Experts may discover new continuities in the lengthy fifth chapter's architectural case studies. Already the book's preface whets one's interest with the seemingly oversized Messalka house (named after singer Lucyna Messal, a famous inhabitant). Longstanding preservationist ambitions to eliminate the Messalka house gained sway after it was damaged and nationalized by the late 1940s. The resulting "two-story houses with façades in a Baroque-Neoclassical style" meshed with surrounding buildings to depict an idealized pre-partition golden age (4). Desire for such renovations had already produced a civic initiative in 1906, which displaced impoverished (often Jewish) old town residents and renovated historic buildings; by the 1920s, municipal leaders were having old town façades repainted to stage pre-1800 splendor. Critique at this superficial solution to decayed living conditions prompted plans to renovate interiors similar to efforts in Nazi Germany, but only the 1936-1938 campaign by Zachwatowicz (as architect) and Lorentz (as city preservationist) to reconstruct Warsaw's medieval walls as a "national monument" had taken shape before the outbreak of war in 1939 (227). Richly detailed here for the first time, the story exhibits Zachwatowicz's early sense that replicas could function as "historic preservation", applying "stylistic unity under simultaneous attentiveness to the demands of modern urban planning" (230), as well as pre-communist awareness that "the abolition of property rights and the implementation of substantial state resources" could foster historical reconstructions (235). Further case examples include the modernizing, nationalizing historyness applied to numerous churches and streetscapes, as well as Warsaw's royal palace.
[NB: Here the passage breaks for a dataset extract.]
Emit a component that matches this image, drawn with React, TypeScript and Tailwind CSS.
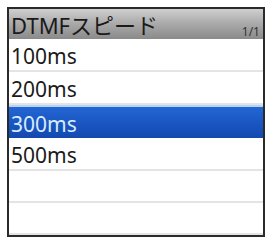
import React from "react";

const rows = [
  { label: "100ms", h: "h-[33px]" },
  { label: "200ms", h: "h-[33px]" },
  { label: "300ms", h: "h-[33px]", sel: true },
  { label: "500ms", h: "h-[33px]" },
  { label: "", h: "h-[32px]" },
  { label: "", h: "h-[32px]" },
];

export default function App() {
  return (
    <div className="w-[270px] h-[237px] bg-white pl-[7px] pt-[7px]" style={{ fontFamily: '"Noto Sans", "Noto Sans CJK JP", sans-serif' }}>
      <div className="w-[258px] h-[230px] border-2 border-[#2a2a2a] flex flex-col overflow-hidden">
        <div className="h-[30px] shrink-0 flex items-end justify-between pl-[2px] pr-[3px] bg-gradient-to-b from-[#cfcfcf] via-[#a9a9a9] to-[#8a8a8a]">
          <span className="text-[22px] leading-none text-[#1a1a1a] pb-[3px]">DTMFスピード</span>
          <span className="text-[12px] leading-none text-[#333] pb-[1px]">1/1</span>
        </div>
        {rows.map((r, i) =>
          r.sel ? (
            <div key={i} className={`${r.h} shrink-0 flex items-center pl-[2px] pt-[3px] bg-gradient-to-b from-[#2266d4] to-[#1448b0] border-t-2 border-[#b8d4f4] text-[#d8ecff]`}>
              <span className="text-[21px] leading-none">{r.label}</span>
            </div>
          ) : (
            <div key={i} className={`${r.h} shrink-0 flex items-center pl-[2px] pt-[3px] border-b-2 border-[#e4e4e4] text-[#1a1a1a]`}>
              <span className="text-[21px] leading-none">{r.label}</span>
            </div>
          )
        )}
      </div>
    </div>
  );
}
Beautifully bound with 85 color and 198 black-and-white architectural photos, blueprints, and historical maps, Popiołek-Roßkamp's archivally informed research articulates how the post-1918 "emphasis on Warsaw's glorious architectural past [to] prove the right to Poland's political existence" thrived after 1945, when the same actors sought "restoration" of the city center through "Polonization" thanks to wartime destruction and communist expropriation (332-333). A strength is the author's regular articulation of how Warsaw planning interconnected with ideas across Europe. Zachwatowicz learned from the Nazi "sanitation" of old towns such as Frankfurt am Main and Kassel; and the final, sixth chapter sketches how after the 1960s Warsaw become a model for idealized old towns everywhere. Popiołek-Roßkamp's necessarily close attention to Warsaw does mitigate against substantial comparative analysis, however, which could have proven fruitful. For instance, the communist-era reconstruction of Wrocław as an ancient "Polish" city was strongly based upon Rudolf Stein's interwar plans to remake Breslau into an ancient "German" city. Integration of deep research from other centers might well de-singularize interwar Warsaw planning, even as it reinforces postwar Warsaw's reputation as an archetype for crafting homogenized, simplified urban narratives for modern-national consumption.
Notes:
[1] Jan Zachwatowicz: The Program and Principles for the Conservation of our Cultural Heritage [Warsaw, 1946], in: Jolanta Fajkowska (ed.): In Memoriam Professor Jan Zachwatowicz, 1900-1983, Warszawa 1983, pp. 5-16.
[2] Stanisław Lorentz: Reconstruction of the Old Town Centers of Poland, in: Historic Preservation Today. Essays Presented to the Seminar on Preservation and Restoration, Williamsburg, Virginia September 8-11, 1963, Charlottesville 1966, pp. 43-78, here p. 51.
[3] David Lowenthal: Past Time, Present Place. Landscape and Memory, in: Geographical Review 65 (1975), 1, pp. 1-36, here p. 13.
[4] Andrew Demshuk: Three Cities after Hitler: Redemptive Reconstruction across Cold War Borders, Pittsburgh 2021, pp. 342-343.
[5] Jana Fuchs: Städtebau und Legitimation: Debatten um das unbebaute historische Warschauer Zentrum. 1945-1989, Berlin 2020; Grażyna Ewa Herber: Wiederaufbau der Warschauer Altstadt nach dem Zweiten Weltkrieg. Im Spannungsfeld zwischen denkmalpflegerischen Prinzipien, politischer Indienstnahme und gesellschaftlichen Erwartungen, Bamberg 2014; David Crowley: Warsaw, London 2003; Małgorzata Popiołek: Keine Stunde Null. Das Wiederaufbauprogramm von Jan Zachwatowicz für die polnischen Altstädte nach dem Zweiten Weltkrieg, in: Ursula Schädler-Saub, Angela Weyer (eds.): Geteilt - Vereint! Denkmalpflege in Mitteleuropa zur Zeit des Eisernen Vorhangs und Heute, Petersberg 2015, pp.179-189.
[6] See, for instance, Arnold Bartetzky: History Revised: National Style and National Heritage in Polish Architecture and Monument Protection - before and after World War II, in: Matthew Rampley (ed.): Heritage, Ideology, and Identity in Central and Eastern Europe. Contested Pasts, Contested Presents, Woodbridge 2012, pp. 93-113.